As is apparent from the foregoing, the source image data of a sphere can accurately be calculated on a pixel basis prior to the operations for displaying so as to raise the quality of an actual display image of the sphere without lengthening the necessary time for display. This is because the source image data of the sphere can be previously calculated on a pixel basis with high accuracy. The calculation with high accuracy can be performed because it is sufficient that the color data and depth data of the sphere are previously generated and that only one sphere having a predetermined size is stored in the mapping memory 4. In this case, the time necessary for actually displaying is not lengthened, thereby preventing reduction in the displaying speed.

It is also possible that a plurality of spheres each having different color data one from the other, are previously stored in the mapping memory 4, and that one of the spheres can be selected based on designation of color data. In this case, displaying spheres each having desired and different color data, can simply be performed. When the displaying spheres are applied to displaying molecular structure in which a plurality of spheres are to be displayed, as shown in FIG. 5, the molecular structure can be displayed at high speed and with high quality. In this case, the whole image including spheres may be rotated, and the same display for spheres is effective regardless of the rotation angle of the whole image. This results in simplification in the embodiment above-mentioned.

When one or more columns are previously stored in the mapping memory 4, the relationship between the light source vector, view point vector and the others may vary due to the rotation of a whole image so as to result in a display with unnatural shading to some degree. But, when the displaying columns are applied to the displaying molecular structure and the others, a lowering of the quality of the display image as a whole can be ignored because column-like representation can be obtained. As a result, the advantage of high speed displaying is emphasized.

When one or more spheres and one or more columns are previously stored in the mapping memory 4, molecular structure as shown in FIG. 5 is displayed at high speed with high quality by selecting and mapping desired spheres and columns in the mapping memory 4.

In each embodiment, the apparatus is applicable to other three dimensional objects in addition to the sphere and column.

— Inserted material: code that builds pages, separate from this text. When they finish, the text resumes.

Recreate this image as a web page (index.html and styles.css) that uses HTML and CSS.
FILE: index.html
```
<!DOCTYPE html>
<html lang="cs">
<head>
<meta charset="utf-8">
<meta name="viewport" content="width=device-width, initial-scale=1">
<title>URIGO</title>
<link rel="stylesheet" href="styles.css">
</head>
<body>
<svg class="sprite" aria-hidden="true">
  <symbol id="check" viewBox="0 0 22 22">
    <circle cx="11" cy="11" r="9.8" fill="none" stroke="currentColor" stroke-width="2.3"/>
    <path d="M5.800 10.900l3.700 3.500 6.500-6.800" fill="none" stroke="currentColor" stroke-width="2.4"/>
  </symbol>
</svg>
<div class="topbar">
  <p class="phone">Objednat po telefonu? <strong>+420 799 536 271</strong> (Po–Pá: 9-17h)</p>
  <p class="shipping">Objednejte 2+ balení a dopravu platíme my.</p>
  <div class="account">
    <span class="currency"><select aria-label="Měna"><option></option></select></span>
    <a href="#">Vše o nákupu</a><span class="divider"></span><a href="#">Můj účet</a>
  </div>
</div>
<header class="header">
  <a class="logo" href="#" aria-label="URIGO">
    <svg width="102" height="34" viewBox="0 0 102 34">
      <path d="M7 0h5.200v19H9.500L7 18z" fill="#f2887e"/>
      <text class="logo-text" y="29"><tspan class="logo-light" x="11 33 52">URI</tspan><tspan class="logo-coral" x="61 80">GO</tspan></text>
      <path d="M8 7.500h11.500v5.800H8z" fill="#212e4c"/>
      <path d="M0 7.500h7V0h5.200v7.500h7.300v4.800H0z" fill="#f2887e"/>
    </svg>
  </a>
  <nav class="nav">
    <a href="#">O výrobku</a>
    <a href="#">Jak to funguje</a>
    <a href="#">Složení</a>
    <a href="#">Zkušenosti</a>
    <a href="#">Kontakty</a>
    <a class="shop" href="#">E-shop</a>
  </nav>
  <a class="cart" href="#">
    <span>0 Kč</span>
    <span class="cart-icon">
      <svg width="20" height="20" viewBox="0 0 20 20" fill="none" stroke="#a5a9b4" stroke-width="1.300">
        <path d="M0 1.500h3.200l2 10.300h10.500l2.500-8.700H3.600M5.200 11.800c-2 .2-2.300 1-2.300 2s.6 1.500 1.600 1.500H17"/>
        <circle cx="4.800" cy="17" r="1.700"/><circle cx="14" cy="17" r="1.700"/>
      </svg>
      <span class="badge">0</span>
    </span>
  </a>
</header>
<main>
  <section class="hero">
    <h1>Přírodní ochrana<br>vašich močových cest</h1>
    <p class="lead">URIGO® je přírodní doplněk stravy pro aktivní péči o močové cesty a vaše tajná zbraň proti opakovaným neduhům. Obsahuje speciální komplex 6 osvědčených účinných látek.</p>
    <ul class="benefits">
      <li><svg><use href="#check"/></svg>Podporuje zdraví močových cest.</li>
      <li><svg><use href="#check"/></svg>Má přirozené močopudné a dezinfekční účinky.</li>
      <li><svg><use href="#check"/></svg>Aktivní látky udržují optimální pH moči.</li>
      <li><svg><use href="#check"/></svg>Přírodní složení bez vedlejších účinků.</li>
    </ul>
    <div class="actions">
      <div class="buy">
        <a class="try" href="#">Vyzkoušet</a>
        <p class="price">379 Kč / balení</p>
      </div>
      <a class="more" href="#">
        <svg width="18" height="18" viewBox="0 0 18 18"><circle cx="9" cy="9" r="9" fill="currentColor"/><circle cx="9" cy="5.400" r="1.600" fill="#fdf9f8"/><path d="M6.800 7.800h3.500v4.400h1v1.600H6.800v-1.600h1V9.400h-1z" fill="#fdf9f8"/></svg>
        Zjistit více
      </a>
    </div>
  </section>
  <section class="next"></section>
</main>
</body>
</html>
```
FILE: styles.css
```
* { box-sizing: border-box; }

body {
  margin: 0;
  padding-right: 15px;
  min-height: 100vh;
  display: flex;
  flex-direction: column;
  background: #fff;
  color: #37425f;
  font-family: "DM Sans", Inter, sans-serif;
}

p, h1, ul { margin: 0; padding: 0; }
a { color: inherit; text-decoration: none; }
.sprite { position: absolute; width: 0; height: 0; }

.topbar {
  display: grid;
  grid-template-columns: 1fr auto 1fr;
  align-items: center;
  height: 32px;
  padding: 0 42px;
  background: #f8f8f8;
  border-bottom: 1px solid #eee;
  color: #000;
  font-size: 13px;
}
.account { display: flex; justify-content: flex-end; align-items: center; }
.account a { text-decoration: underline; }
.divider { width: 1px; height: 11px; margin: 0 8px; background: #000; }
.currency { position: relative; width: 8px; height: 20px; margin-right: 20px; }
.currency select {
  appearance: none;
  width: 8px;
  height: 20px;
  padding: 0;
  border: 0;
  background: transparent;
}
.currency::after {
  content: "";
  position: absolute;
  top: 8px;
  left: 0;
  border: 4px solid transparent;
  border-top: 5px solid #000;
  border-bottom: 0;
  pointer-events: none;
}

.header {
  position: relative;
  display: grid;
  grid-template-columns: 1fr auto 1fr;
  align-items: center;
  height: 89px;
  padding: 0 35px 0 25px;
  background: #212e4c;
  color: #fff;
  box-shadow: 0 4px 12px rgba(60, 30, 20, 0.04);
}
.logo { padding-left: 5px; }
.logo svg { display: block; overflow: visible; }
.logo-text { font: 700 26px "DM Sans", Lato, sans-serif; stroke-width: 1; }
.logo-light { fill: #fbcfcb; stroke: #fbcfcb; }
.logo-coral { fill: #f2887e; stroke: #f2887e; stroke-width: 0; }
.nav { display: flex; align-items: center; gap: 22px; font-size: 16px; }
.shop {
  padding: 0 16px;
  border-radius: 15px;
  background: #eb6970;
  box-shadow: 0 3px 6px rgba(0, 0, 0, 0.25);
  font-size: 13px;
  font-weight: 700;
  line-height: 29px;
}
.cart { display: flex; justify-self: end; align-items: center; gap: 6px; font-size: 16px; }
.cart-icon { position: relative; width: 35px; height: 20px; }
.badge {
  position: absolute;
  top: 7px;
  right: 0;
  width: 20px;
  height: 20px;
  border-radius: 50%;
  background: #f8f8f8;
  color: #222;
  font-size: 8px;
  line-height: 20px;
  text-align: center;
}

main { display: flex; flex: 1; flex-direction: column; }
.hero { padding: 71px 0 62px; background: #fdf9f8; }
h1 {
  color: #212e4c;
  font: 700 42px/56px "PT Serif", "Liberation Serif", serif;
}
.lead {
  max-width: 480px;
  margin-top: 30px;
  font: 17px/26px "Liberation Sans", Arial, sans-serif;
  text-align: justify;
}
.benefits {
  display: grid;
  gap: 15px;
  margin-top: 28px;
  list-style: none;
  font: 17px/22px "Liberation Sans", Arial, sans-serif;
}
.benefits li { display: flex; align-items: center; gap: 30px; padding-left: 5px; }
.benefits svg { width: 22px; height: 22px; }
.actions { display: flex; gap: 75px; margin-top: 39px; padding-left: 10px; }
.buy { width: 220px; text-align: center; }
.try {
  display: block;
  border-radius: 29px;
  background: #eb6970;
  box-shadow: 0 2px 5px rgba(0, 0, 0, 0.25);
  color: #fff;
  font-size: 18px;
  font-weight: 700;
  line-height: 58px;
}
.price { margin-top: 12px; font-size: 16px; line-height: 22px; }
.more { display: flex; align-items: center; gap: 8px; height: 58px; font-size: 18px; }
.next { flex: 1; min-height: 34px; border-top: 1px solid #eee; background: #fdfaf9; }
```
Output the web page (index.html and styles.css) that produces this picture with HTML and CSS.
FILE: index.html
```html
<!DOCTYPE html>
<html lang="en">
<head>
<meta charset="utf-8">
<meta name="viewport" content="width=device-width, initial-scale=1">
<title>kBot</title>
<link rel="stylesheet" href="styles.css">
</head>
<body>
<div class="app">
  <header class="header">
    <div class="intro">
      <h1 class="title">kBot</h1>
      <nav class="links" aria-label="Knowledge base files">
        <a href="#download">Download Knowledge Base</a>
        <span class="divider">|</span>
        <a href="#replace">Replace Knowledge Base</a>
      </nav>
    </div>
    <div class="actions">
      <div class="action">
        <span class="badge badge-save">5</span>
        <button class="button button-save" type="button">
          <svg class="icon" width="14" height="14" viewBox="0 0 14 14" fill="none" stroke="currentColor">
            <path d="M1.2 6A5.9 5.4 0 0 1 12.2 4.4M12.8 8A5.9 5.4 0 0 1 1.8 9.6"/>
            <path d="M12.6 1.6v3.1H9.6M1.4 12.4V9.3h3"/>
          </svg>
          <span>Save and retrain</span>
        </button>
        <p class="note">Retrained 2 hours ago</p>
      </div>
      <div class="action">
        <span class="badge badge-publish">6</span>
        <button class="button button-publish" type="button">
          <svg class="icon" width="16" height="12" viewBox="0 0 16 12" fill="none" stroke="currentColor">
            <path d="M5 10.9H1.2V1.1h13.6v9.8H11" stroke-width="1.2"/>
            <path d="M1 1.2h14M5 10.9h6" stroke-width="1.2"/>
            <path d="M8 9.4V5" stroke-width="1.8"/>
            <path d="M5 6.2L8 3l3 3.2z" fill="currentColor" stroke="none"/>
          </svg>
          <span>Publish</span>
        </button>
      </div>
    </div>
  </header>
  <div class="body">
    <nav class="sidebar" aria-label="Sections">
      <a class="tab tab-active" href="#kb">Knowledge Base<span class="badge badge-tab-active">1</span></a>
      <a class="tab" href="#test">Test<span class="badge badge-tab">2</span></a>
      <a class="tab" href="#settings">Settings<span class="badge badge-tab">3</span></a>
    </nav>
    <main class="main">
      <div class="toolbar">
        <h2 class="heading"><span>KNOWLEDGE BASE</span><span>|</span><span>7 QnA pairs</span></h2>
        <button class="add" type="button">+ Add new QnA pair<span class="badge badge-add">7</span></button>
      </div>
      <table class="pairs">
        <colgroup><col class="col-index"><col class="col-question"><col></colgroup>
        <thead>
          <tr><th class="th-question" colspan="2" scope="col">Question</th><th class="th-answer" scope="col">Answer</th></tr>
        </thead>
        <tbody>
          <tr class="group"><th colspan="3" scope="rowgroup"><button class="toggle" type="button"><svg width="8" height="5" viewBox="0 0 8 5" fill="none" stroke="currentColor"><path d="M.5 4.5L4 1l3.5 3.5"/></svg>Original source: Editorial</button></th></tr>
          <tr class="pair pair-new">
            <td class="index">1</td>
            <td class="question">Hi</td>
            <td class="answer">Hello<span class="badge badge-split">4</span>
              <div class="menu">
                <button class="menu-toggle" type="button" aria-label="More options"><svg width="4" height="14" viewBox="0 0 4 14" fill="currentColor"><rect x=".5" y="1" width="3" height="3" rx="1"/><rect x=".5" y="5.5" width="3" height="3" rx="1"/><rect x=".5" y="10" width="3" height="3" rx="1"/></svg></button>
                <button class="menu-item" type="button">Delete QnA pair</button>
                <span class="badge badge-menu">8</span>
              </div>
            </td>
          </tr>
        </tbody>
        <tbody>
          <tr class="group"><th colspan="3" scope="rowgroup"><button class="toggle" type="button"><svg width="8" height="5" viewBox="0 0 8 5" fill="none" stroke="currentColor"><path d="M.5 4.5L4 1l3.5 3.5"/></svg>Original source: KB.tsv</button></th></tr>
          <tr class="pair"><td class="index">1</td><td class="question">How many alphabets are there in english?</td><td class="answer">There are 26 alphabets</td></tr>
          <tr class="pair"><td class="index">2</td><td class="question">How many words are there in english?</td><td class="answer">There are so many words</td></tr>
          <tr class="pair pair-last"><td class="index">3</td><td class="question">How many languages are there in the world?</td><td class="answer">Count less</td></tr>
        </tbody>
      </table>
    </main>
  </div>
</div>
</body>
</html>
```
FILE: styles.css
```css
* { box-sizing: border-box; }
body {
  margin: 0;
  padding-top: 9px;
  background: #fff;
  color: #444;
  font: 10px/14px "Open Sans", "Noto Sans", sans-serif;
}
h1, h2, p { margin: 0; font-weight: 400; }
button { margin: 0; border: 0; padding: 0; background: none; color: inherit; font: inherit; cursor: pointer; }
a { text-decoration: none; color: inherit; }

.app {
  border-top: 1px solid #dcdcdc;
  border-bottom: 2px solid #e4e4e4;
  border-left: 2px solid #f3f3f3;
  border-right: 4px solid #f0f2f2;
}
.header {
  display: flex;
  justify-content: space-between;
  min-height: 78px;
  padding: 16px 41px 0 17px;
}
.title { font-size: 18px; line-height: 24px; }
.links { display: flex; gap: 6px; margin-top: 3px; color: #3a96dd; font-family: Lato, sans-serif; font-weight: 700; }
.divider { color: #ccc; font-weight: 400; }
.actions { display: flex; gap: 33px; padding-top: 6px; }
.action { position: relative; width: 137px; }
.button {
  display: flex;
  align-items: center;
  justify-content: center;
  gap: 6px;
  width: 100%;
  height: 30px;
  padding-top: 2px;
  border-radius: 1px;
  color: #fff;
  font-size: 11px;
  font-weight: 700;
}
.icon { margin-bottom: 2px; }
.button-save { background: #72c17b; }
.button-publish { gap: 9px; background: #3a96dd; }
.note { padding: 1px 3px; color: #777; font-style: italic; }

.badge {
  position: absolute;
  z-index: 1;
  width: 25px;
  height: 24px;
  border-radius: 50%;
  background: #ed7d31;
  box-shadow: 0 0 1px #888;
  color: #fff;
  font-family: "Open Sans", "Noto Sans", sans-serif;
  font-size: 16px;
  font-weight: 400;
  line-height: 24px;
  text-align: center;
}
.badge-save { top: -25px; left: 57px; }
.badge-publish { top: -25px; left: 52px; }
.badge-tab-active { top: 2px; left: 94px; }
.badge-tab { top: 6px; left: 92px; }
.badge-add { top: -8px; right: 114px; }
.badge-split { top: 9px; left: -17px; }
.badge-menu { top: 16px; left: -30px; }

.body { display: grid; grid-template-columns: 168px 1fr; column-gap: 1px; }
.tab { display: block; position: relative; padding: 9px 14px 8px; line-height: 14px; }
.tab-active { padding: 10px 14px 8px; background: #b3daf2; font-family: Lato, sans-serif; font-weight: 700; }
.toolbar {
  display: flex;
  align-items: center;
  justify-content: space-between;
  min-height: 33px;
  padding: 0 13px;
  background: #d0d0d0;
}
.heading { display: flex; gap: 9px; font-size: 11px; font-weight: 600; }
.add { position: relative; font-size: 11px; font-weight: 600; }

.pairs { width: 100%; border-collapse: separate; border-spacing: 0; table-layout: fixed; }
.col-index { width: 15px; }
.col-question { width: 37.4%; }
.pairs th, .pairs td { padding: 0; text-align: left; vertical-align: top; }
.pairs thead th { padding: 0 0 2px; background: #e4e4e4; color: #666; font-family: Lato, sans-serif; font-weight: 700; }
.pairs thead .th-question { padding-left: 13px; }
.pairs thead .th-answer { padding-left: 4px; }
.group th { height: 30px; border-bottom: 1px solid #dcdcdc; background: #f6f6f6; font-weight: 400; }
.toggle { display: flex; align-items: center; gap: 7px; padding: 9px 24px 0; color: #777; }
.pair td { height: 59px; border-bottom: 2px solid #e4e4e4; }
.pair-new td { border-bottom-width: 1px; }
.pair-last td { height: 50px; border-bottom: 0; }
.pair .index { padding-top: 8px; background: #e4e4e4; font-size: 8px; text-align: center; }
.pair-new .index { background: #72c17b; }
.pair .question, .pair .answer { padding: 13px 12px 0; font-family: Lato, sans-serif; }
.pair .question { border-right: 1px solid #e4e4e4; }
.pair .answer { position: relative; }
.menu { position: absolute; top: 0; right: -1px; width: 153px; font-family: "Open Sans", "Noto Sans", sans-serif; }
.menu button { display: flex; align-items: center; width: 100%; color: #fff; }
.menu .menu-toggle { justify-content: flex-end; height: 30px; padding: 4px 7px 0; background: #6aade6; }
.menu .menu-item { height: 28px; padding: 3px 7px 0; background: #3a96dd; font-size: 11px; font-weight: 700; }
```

It is also possible that index values are stored in the mapping memory 4 and a plurality of look-up tables (information table, for example) and the like can be further provided, so as to deal with the change of color data.

Various modifications and variations will occur to those skilled in the art without departing from the spirit and scope of the invention as defined by the appended claims.

Claims

1. An apparatus for displaying three dimensional objects on a display screen, comprising:

frame memory means for holding destination image data to be displayed, the destination image data including destination color data and destination depth data;

mapping memory means for holding source image data on a pixel basis, the source image data representing a three dimensional object which is not substantially influenced by display direction and including source color data and source depth data;

data holding means for storing first data which designate an area in said frame memory means, the area in said frame memory means being an area in which the source image data are to be displayed;

first address generation means for generating first addresses which belong to the area, based upon the first data;

scale factor obtaining means for obtaining a scale factor based upon the first data and upon source image data size;

second address generation means for generating second addresses based upon the first address, the first data and the scale factor, the second address being applied to said mapping memory means as a reading address;

depth data generation means for generating first depth data based upon the first data, the source depth data and the scale factor; and

write control means for reading the source color data, for performing hidden surface removal based upon the first depth data and the destination depth data, and for writing the source color data in said frame memory means based upon the first address, depending upon hidden surface removal performance.